Son présent à la cité Baraque n’est pas de tout repos. Ici, c’est avec un sourire reflétant une infime lueur de peine, que la noirceur d’ébène affirme : « La vie dans cette citée n’est évidemment pas commode. Vous avez remarqué le caractère dégradant que revêtent les lieux. Le quartier respire la disette. Ceux qui ne le connaissent pas le prenne pour un marché. Mais, j’essaie de toutes mes forces de faire avec, d’autant plus que je n’ai pas trop le choix. C’est tout ce que je peux m’offrir, pour le moment. J’ai beaucoup de mal à réviser mes cours dans la tranquillité. Si ce n’est à cause des coupures d’électricité, ce sont les bruits ». Mais, son envie de pouvoir s’offrir et donner une vie meilleure à ses parents l’incite à ne pas trop se focaliser sur cet environnement, peu propice à la réussite d’un individu. L’endroit ne cache pas toutes ses tares. Hormis, l’électricité qui y fait défaut, l’eau n’est pas à portée de main, l’insalubrité y est frappante. Sous un ton taquin, et un sourire dévoilant une dentition fluorée, elle avoue qu’elle aimerait avoir plus de moyens afin de pouvoir déménager de ce quartier étroit et bruyant.
A 25 ans, la jeune femme à la carrure d’une dame, incarne une maturité qui l’a poussée à voler de ses propres ailes. Depuis son arrivée à Dakar, elle allie études et travail. Elle confie que durant ses heures creuses, elle officie comme domestique pour des célibataires qui logent aux alentours de liberté6. Et tout ceci, pour ne pas tendre la main à certains proches insoucieux de sa personne. Sa façon d’en parler et son gestuel témoigne de sa croyance et de son trop plein d’orgueil.
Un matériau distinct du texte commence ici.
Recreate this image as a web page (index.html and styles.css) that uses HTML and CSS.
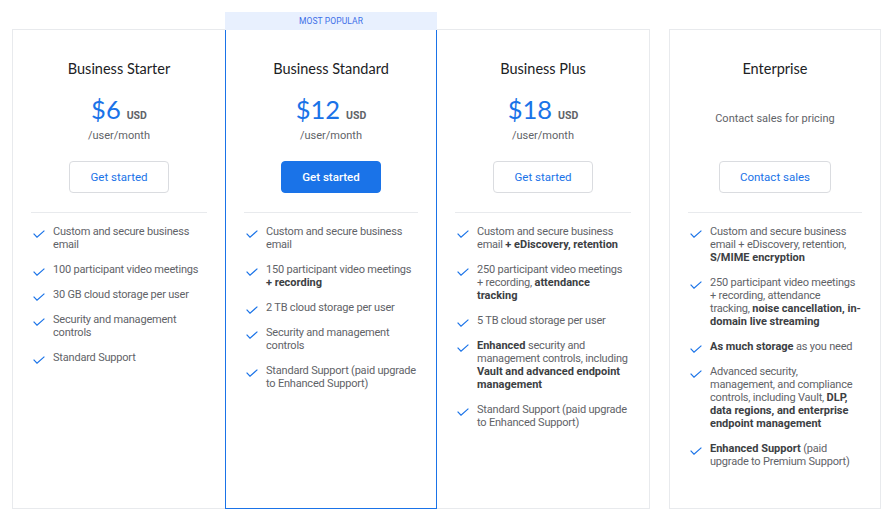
FILE: index.html
```html
<!DOCTYPE html>
<html lang="en">
<head>
<meta charset="utf-8">
<title>Google Workspace pricing</title>
<link rel="stylesheet" href="styles.css">
</head>
<body>
<main class="plans">
  <section class="group">
    <article class="card">
      <h2 class="title">Business Starter</h2>
      <div class="price-block">
        <div class="price"><span class="amount">$6</span><span class="cur">USD</span></div>
        <div class="per">/user/month</div>
      </div>
      <a class="btn">Get started</a>
      <hr class="divider">
      <ul class="features">
        <li><svg class="check" viewBox="0 0 12 8"><path d="M0.6 3.6 L4 7.2 L11.4 0.6"/></svg><span>Custom and secure business email</span></li>
        <li><svg class="check" viewBox="0 0 12 8"><path d="M0.6 3.6 L4 7.2 L11.4 0.6"/></svg><span>100 participant video meetings</span></li>
        <li><svg class="check" viewBox="0 0 12 8"><path d="M0.6 3.6 L4 7.2 L11.4 0.6"/></svg><span>30 GB cloud storage per user</span></li>
        <li><svg class="check" viewBox="0 0 12 8"><path d="M0.6 3.6 L4 7.2 L11.4 0.6"/></svg><span>Security and management controls</span></li>
        <li><svg class="check" viewBox="0 0 12 8"><path d="M0.6 3.6 L4 7.2 L11.4 0.6"/></svg><span>Standard Support</span></li>
      </ul>
    </article>
    <article class="card card-popular">
      <div class="badge">MOST POPULAR</div>
      <h2 class="title">Business Standard</h2>
      <div class="price-block">
        <div class="price"><span class="amount">$12</span><span class="cur">USD</span></div>
        <div class="per">/user/month</div>
      </div>
      <a class="btn btn-primary">Get started</a>
      <hr class="divider">
      <ul class="features">
        <li><svg class="check" viewBox="0 0 12 8"><path d="M0.6 3.6 L4 7.2 L11.4 0.6"/></svg><span>Custom and secure business email</span></li>
        <li><svg class="check" viewBox="0 0 12 8"><path d="M0.6 3.6 L4 7.2 L11.4 0.6"/></svg><span>150 participant video meetings <b>+&nbsp;recording</b></span></li>
        <li><svg class="check" viewBox="0 0 12 8"><path d="M0.6 3.6 L4 7.2 L11.4 0.6"/></svg><span>2 TB cloud storage per user</span></li>
        <li><svg class="check" viewBox="0 0 12 8"><path d="M0.6 3.6 L4 7.2 L11.4 0.6"/></svg><span>Security and management controls</span></li>
        <li><svg class="check" viewBox="0 0 12 8"><path d="M0.6 3.6 L4 7.2 L11.4 0.6"/></svg><span>Standard Support (paid upgrade to Enhanced Support)</span></li>
      </ul>
    </article>
    <article class="card">
      <h2 class="title">Business Plus</h2>
      <div class="price-block">
        <div class="price"><span class="amount">$18</span><span class="cur">USD</span></div>
        <div class="per">/user/month</div>
      </div>
      <a class="btn">Get started</a>
      <hr class="divider">
      <ul class="features">
        <li><svg class="check" viewBox="0 0 12 8"><path d="M0.6 3.6 L4 7.2 L11.4 0.6"/></svg><span>Custom and secure business email <b>+ eDiscovery, retention</b></span></li>
        <li><svg class="check" viewBox="0 0 12 8"><path d="M0.6 3.6 L4 7.2 L11.4 0.6"/></svg><span>250 participant video meetings +&nbsp;recording, <b>attendance tracking</b></span></li>
        <li><svg class="check" viewBox="0 0 12 8"><path d="M0.6 3.6 L4 7.2 L11.4 0.6"/></svg><span>5 TB cloud storage per user</span></li>
        <li><svg class="check" viewBox="0 0 12 8"><path d="M0.6 3.6 L4 7.2 L11.4 0.6"/></svg><span><b>Enhanced</b> security and management controls, including <b>Vault and advanced endpoint management</b></span></li>
        <li><svg class="check" viewBox="0 0 12 8"><path d="M0.6 3.6 L4 7.2 L11.4 0.6"/></svg><span>Standard Support (paid upgrade to Enhanced Support)</span></li>
      </ul>
    </article>
  </section>
  <article class="card card-solo">
    <h2 class="title">Enterprise</h2>
    <div class="price-block">
      <div class="contact">Contact sales for pricing</div>
    </div>
    <a class="btn">Contact sales</a>
    <hr class="divider">
    <ul class="features">
      <li><svg class="check" viewBox="0 0 12 8"><path d="M0.6 3.6 L4 7.2 L11.4 0.6"/></svg><span>Custom and secure business email + eDiscovery, retention, <b>S/MIME encryption</b></span></li>
      <li><svg class="check" viewBox="0 0 12 8"><path d="M0.6 3.6 L4 7.2 L11.4 0.6"/></svg><span>250 participant video meetings +&nbsp;recording, attendance tracking, <b>noise cancellation, in-domain live streaming</b></span></li>
      <li><svg class="check" viewBox="0 0 12 8"><path d="M0.6 3.6 L4 7.2 L11.4 0.6"/></svg><span><b>As much storage</b> as you need</span></li>
      <li><svg class="check" viewBox="0 0 12 8"><path d="M0.6 3.6 L4 7.2 L11.4 0.6"/></svg><span>Advanced security, management, and compliance controls, including Vault, <b>DLP, data regions, and enterprise endpoint management</b></span></li>
      <li><svg class="check" viewBox="0 0 12 8"><path d="M0.6 3.6 L4 7.2 L11.4 0.6"/></svg><span><b>Enhanced Support</b> (paid upgrade to Premium Support)</span></li>
    </ul>
  </article>
</main>
</body>
</html>
```

FILE: styles.css
```css
* { box-sizing: border-box; }

html, body {
  margin: 0;
  padding: 0;
  background: #ffffff;
}

body {
  font-family: Roboto, "Liberation Sans", Arial, sans-serif;
  color: #5f6368;
  width: 896px;
  height: 520px;
  overflow: hidden;
}

.plans {
  display: flex;
  gap: 19px;
  padding: 29px 0 0 12px;
  align-items: flex-start;
}

.group {
  display: grid;
  grid-template-columns: 212px 212px 212px;
  border: 1px solid #e8eaed;
  height: 480px;
}

.card {
  display: flex;
  flex-direction: column;
  padding: 29px 18px 0;
  position: relative;
}

.card-popular {
  border: 1px solid #1a73e8;
  margin: -1px 0;
  padding: 29px 18px 0;
}

.card-solo {
  width: 212px;
  height: 480px;
  border: 1px solid #e8eaed;
}

.badge {
  position: absolute;
  left: -1px;
  right: -1px;
  bottom: 100%;
  height: 18px;
  background: #e8f0fe;
  color: #3d6fe8;
  font-size: 8.5px;
  line-height: 18px;
  text-align: center;
  letter-spacing: 0.1px;
}

.title {
  margin: 0;
  font-family: Lato, Roboto, sans-serif;
  font-weight: 400;
  font-size: 14.5px;
  line-height: 20px;
  color: #202124;
  text-align: center;
}

.price-block {
  margin-top: 15px;
  height: 48px;
  display: flex;
  flex-direction: column;
  align-items: center;
  justify-content: flex-start;
}

.price {
  display: flex;
  align-items: baseline;
  gap: 6px;
  height: 30px;
  line-height: 30px;
}

.amount {
  font-family: Lato, Roboto, sans-serif;
  font-size: 25.5px;
  color: #1a73e8;
}

.cur {
  font-size: 10.5px;
  font-weight: 700;
  color: #5f6368;
}

.per {
  margin-top: 5px;
  font-size: 11px;
  line-height: 14px;
  color: #5f6368;
}

.contact {
  font-size: 11px;
  line-height: 14px;
  margin-top: 18px;
  color: #5f6368;
}

.btn {
  align-self: center;
  margin-top: 19px;
  height: 32px;
  padding: 0 20px;
  border: 1px solid #dadce0;
  border-radius: 4px;
  font-size: 11.5px;
  font-weight: 400;
  line-height: 30px;
  color: #1a73e8;
  background: #ffffff;
  white-space: nowrap;
}

.btn-primary {
  background: #1a73e8;
  border-color: #1a73e8;
  color: #ffffff;
  font-weight: 500;
}

.divider {
  margin: 19px 0 0;
  border: 0;
  border-top: 1px solid #e8eaed;
  height: 0;
}

.features {
  list-style: none;
  margin: 12px 0 0;
  padding: 0;
  display: flex;
  flex-direction: column;
  gap: 12px;
}

.features li {
  display: flex;
  font-size: 11px;
  line-height: 13px;
  letter-spacing: -0.2px;
  color: #5f6368;
}

.features b {
  font-weight: 700;
  letter-spacing: 0;
  color: #3c4043;
}

.check {
  flex: none;
  width: 12px;
  height: 8px;
  margin: 5px 8px 0 2px;
  fill: none;
  stroke: #1a73e8;
  stroke-width: 1.2;
}
```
Ce qui reflète la fierté que lui témoignent ses amis. Profondément chrétienne, elle fait preuve de politesse et de générosité à l’endroit de ses voisins. Peint comme une personne calme et posée par ses derniers, son caractère serviable l’a faite accepter de tous. Aminata sa meilleure amie et fille du chef de quartier nous confie qu’un jour, elle n’a pas hésité à dépenser toutes ses économies afin de venir en aide à un enfant du quartier, qui souffrait de la tuberculose.
Sa carrière professionnelle se révèle assez difficile, car jusqu’à présent elle peine à trouver un stage. L’originaire du Baol, déclare ne pas se décourager. Là, c’est avec un ton plein de conviction et d’espoir qu’elle affirme : « Je ne me décourage pas pour si peu. Je sais que j’y arriverai ». Au moins, toutes ses difficultés auront servi à quelque chose.
Rêveuse, elle envisage un avenir heureux et paisible. Elle s’imagine d’ici quelques années parmi l’élite de ce pays, entourée de ses enfants et de son époux.
Dans toute localité, aussi luxueuse ou incommode soit elle, demeure différentes personnes. Le quartier Baraque de liberté 6, pourtant entourée de belles bâtisses, en est une preuve.
Malgré sa disponibilité à nous narrer son histoire et partager avec nous son vécu, Pauline n’a pas souhaité être prise en photo, pour illustrer l’article. Une décision que nous avons choisie de respecter.